_Required task_
The listing below should be printed exactly, every line of it. Skip the pictures.

_Supplied data_
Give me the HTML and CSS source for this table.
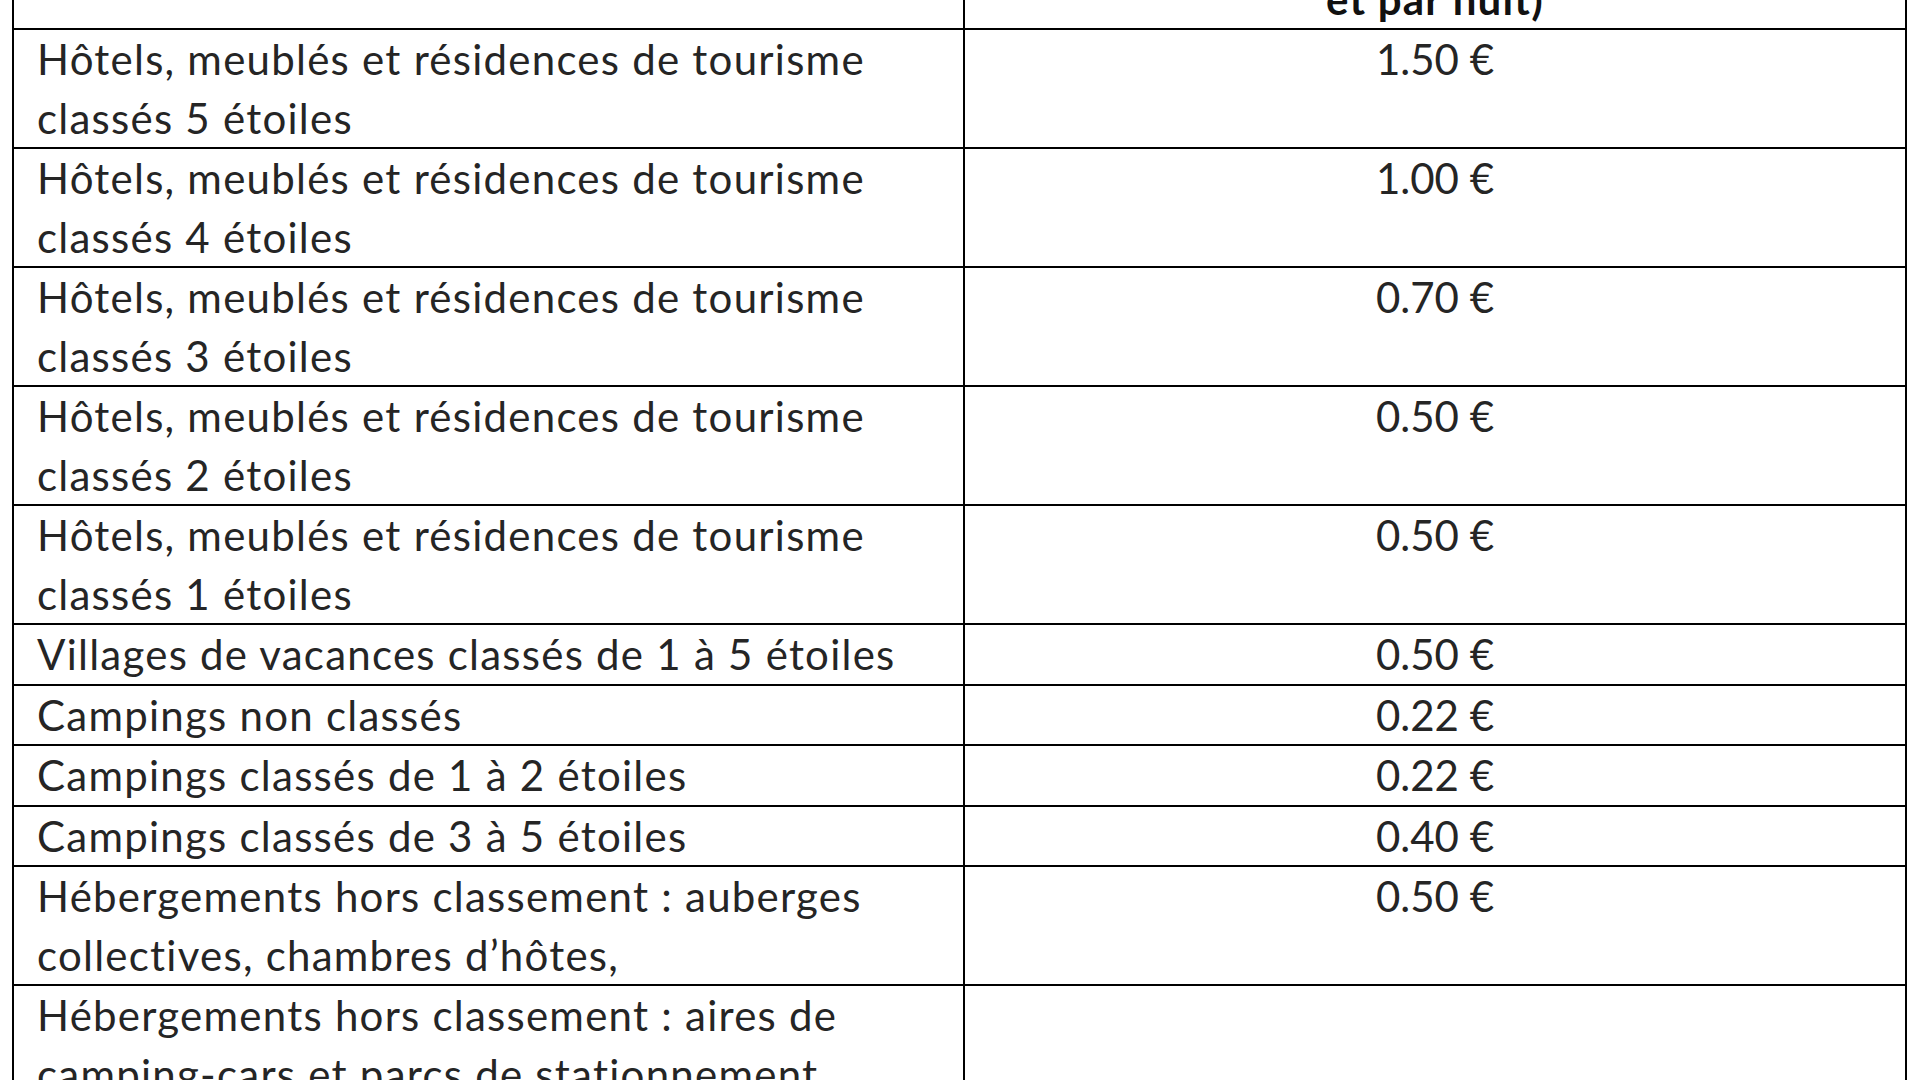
FILE: index.html
```html
<!DOCTYPE html>
<html lang="fr">
<head>
<meta charset="utf-8">
<title>Tarifs taxe de séjour</title>
<link rel="stylesheet" href="styles.css">
</head>
<body>
<div class="viewport">
  <div class="grid">
    <div class="cell head"></div>
    <div class="cell head price">Tarif (par personne<br>et par nuit)</div>

    <div class="cell label">Hôtels, meublés et résidences de tourisme<br>classés 5 étoiles</div>
    <div class="cell price">1.50 €</div>

    <div class="cell label">Hôtels, meublés et résidences de tourisme<br>classés 4 étoiles</div>
    <div class="cell price">1.00 €</div>

    <div class="cell label">Hôtels, meublés et résidences de tourisme<br>classés 3 étoiles</div>
    <div class="cell price">0.70 €</div>

    <div class="cell label">Hôtels, meublés et résidences de tourisme<br>classés 2 étoiles</div>
    <div class="cell price">0.50 €</div>

    <div class="cell label">Hôtels, meublés et résidences de tourisme<br>classés 1 étoiles</div>
    <div class="cell price">0.50 €</div>

    <div class="cell label">Villages de vacances classés de 1 à 5 étoiles</div>
    <div class="cell price">0.50 €</div>

    <div class="cell label">Campings non classés</div>
    <div class="cell price">0.22 €</div>

    <div class="cell label">Campings classés de 1 à 2 étoiles</div>
    <div class="cell price">0.22 €</div>

    <div class="cell label">Campings classés de 3 à 5 étoiles</div>
    <div class="cell price">0.40 €</div>

    <div class="cell label">Hébergements hors classement : auberges<br>collectives, chambres d’hôtes,</div>
    <div class="cell price">0.50 €</div>

    <div class="cell label">Hébergements hors classement : aires de<br>camping-cars et parcs de stationnement<br>touristiques par tranche de 24 heures</div>
    <div class="cell price"></div>
  </div>
</div>
</body>
</html>
```

FILE: styles.css
```css
html, body {
  margin: 0;
  padding: 0;
  background: #ffffff;
}

.viewport {
  width: 1920px;
  height: 1080px;
  overflow: hidden;
}

.grid {
  display: grid;
  grid-template-columns: 951px 942px;
  width: max-content;
  margin: -97px 0 0 12px;
  border-left: 2px solid #000;
  border-top: 2px solid #000;
  font-family: Lato, "Open Sans", sans-serif;
  font-size: 42px;
  line-height: 58.5px;
  color: #252525;
}

.cell {
  box-sizing: border-box;
  border-right: 2px solid #000;
  border-bottom: 2px solid #000;
  padding: 0 23px;
  white-space: nowrap;
}

.label {
  letter-spacing: 1.25px;
}

.price {
  text-align: center;
}

.head {
  padding-top: 6px;
  font-weight: 700;
  letter-spacing: 1.2px;
  color: #111;
}
```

_Problem solution_
Give me the HTML and CSS source for this table.
FILE: index.html
```html
<!DOCTYPE html>
<html lang="fr">
<head>
<meta charset="utf-8">
<title>Tarifs taxe de séjour</title>
<link rel="stylesheet" href="styles.css">
</head>
<body>
<div class="viewport">
  <div class="grid">
    <div class="cell head"></div>
    <div class="cell head price">Tarif (par personne<br>et par nuit)</div>

    <div class="cell label">Hôtels, meublés et résidences de tourisme<br>classés 5 étoiles</div>
    <div class="cell price">1.50 €</div>

    <div class="cell label">Hôtels, meublés et résidences de tourisme<br>classés 4 étoiles</div>
    <div class="cell price">1.00 €</div>

    <div class="cell label">Hôtels, meublés et résidences de tourisme<br>classés 3 étoiles</div>
    <div class="cell price">0.70 €</div>

    <div class="cell label">Hôtels, meublés et résidences de tourisme<br>classés 2 étoiles</div>
    <div class="cell price">0.50 €</div>

    <div class="cell label">Hôtels, meublés et résidences de tourisme<br>classés 1 étoiles</div>
    <div class="cell price">0.50 €</div>

    <div class="cell label">Villages de vacances classés de 1 à 5 étoiles</div>
    <div class="cell price">0.50 €</div>

    <div class="cell label">Campings non classés</div>
    <div class="cell price">0.22 €</div>

    <div class="cell label">Campings classés de 1 à 2 étoiles</div>
    <div class="cell price">0.22 €</div>

    <div class="cell label">Campings classés de 3 à 5 étoiles</div>
    <div class="cell price">0.40 €</div>

    <div class="cell label">Hébergements hors classement : auberges<br>collectives, chambres d’hôtes,</div>
    <div class="cell price">0.50 €</div>

    <div class="cell label">Hébergements hors classement : aires de<br>camping-cars et parcs de stationnement<br>touristiques par tranche de 24 heures</div>
    <div class="cell price"></div>
  </div>
</div>
</body>
</html>
```

FILE: styles.css
```css
html, body {
  margin: 0;
  padding: 0;
  background: #ffffff;
}

.viewport {
  width: 1920px;
  height: 1080px;
  overflow: hidden;
}

.grid {
  display: grid;
  grid-template-columns: 951px 942px;
  width: max-content;
  margin: -97px 0 0 12px;
  border-left: 2px solid #000;
  border-top: 2px solid #000;
  font-family: Lato, "Open Sans", sans-serif;
  font-size: 42px;
  line-height: 58.5px;
  color: #252525;
}

.cell {
  box-sizing: border-box;
  border-right: 2px solid #000;
  border-bottom: 2px solid #000;
  padding: 0 23px;
  white-space: nowrap;
}

.label {
  letter-spacing: 1.25px;
}

.price {
  text-align: center;
}

.head {
  padding-top: 6px;
  font-weight: 700;
  letter-spacing: 1.2px;
  color: #111;
}
```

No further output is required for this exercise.